Scrapbookers love foam board!
Foam board combines lightness and rigidity and is the go-to medium for light models and ephemeral frames.
Although mostly used by graphic designers in the worlds of publishing, advertising and architecture, a new generation of creatives has become taken with these boards made from rigid polyurethane or polystyrene foam and covered with a matte or glossy coated paper.
Foam board is easy to bend, cut, stick and is also the material of choice for home decorators and amateur frame makers. Scrapbooking, the hobby around framing pictures in a setting evoking a corresponding theme, can't get enough of it either.
Plastics, a mine for creative recycling
The new trend taking the world of arts and crafts by storm can be explained in three letters: "DIY for Do-it-yourself!". A clever blend of fun, relaxation, creativity and inventiveness, the trend for the "home-made" has apparently attracted one in two Europeans.
Regardless of the activity - small household jobs, sewing, decorating or visual arts - the search for the aesthetic, and frugality, naturally leads to renovation and the recycling of objects. However, this is not your old vintage trend which just put old objects back into circulation! Creative or artistic recycling aims to create a new use for old objects and materials.

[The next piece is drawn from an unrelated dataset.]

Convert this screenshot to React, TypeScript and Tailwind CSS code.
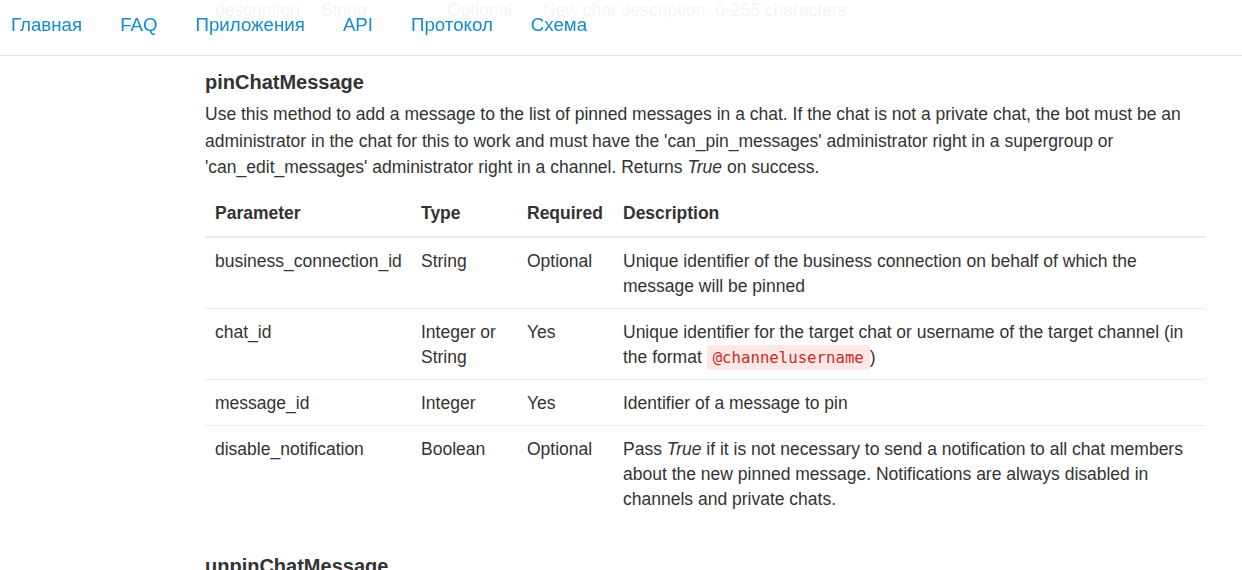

Among "Do it yourself!" enthusiasts, there is a growing and very recognisable tribe of recycling artists, most often women, with their own blogs, tutorials and online shops such as BrikBrok or Ecoloquest.net. They love the materials of all "fallen objects": glass, wood, metals, cardboard and plastics, of course, in particular that from packaging. Their easily modified shapes make them an endless well of ideas and colourful, flexible, rigid but always light materials.